This is only possible when you unplug the Ethernet cable from your WAN ...
. Think about it, how can your public IP be "invisible"? If it were, no traffic from outside could ever find its way to your system, even traffic that you want.
The default configuration of pfSense out of the box is for all unsolicited traffic on the WAN to be dropped. There is nothing "open". No open ports and no rules to allow unsolicited inbound traffic. Your box will not even respond to pings (ICMP echo-requests). So from that point of view you could call it "invisible" if you wanted to.
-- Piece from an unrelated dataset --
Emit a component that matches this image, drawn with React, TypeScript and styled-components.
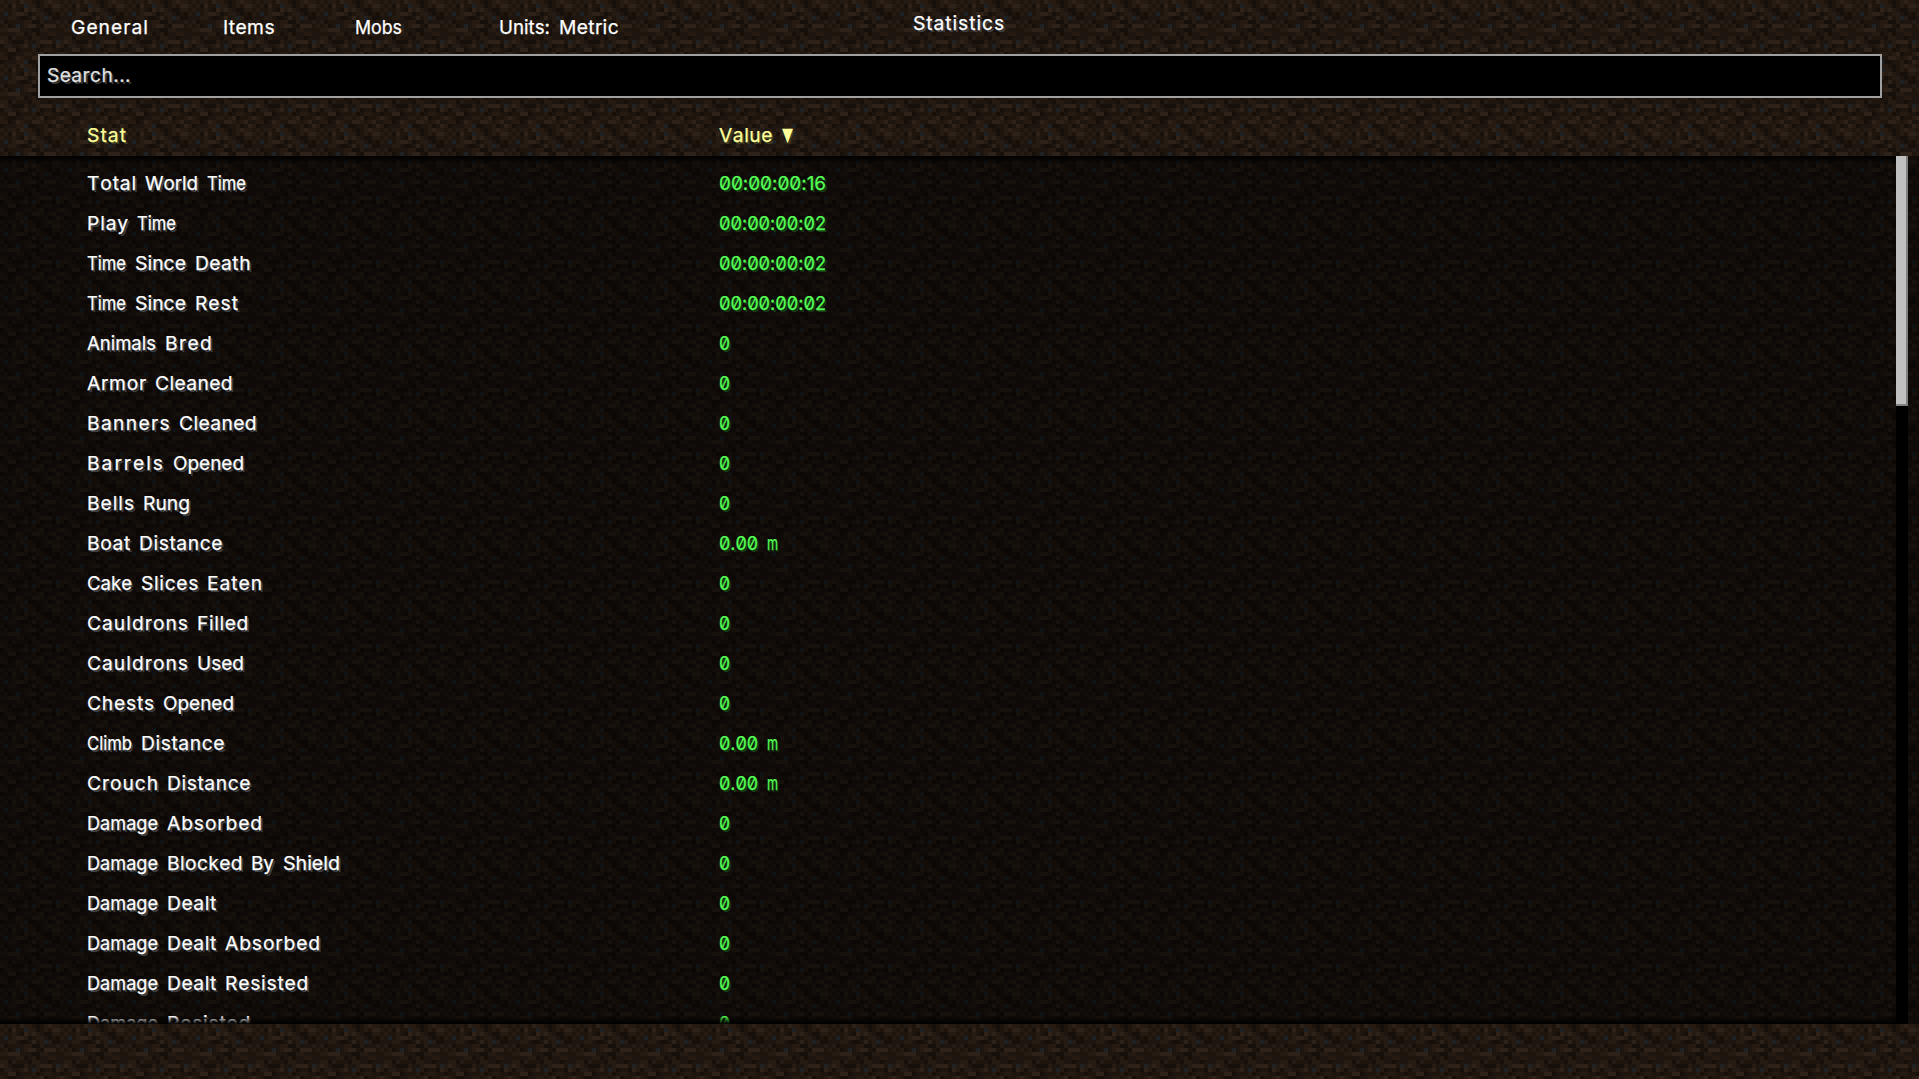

What you are seeing in your firewall logs is the normal result of Internet noise. Various folks for varying reasons (some for research and some for malicious reasons) continually scan large segments of the IPv4 address space. Your firewall will see that traffic and drop it and and log it. If you don't want to see that noise in your logs (and few of us really do), then you create a block all rule with logging turned off. If I recall correctly, the default for new rules is for logging to be "off". Thus the rule will catch the traffic and prevent it from being logged. It was, and is still being blocked, though. It's just your new rule is preventing the logging of the dropped traffic, so now your log is cleaner.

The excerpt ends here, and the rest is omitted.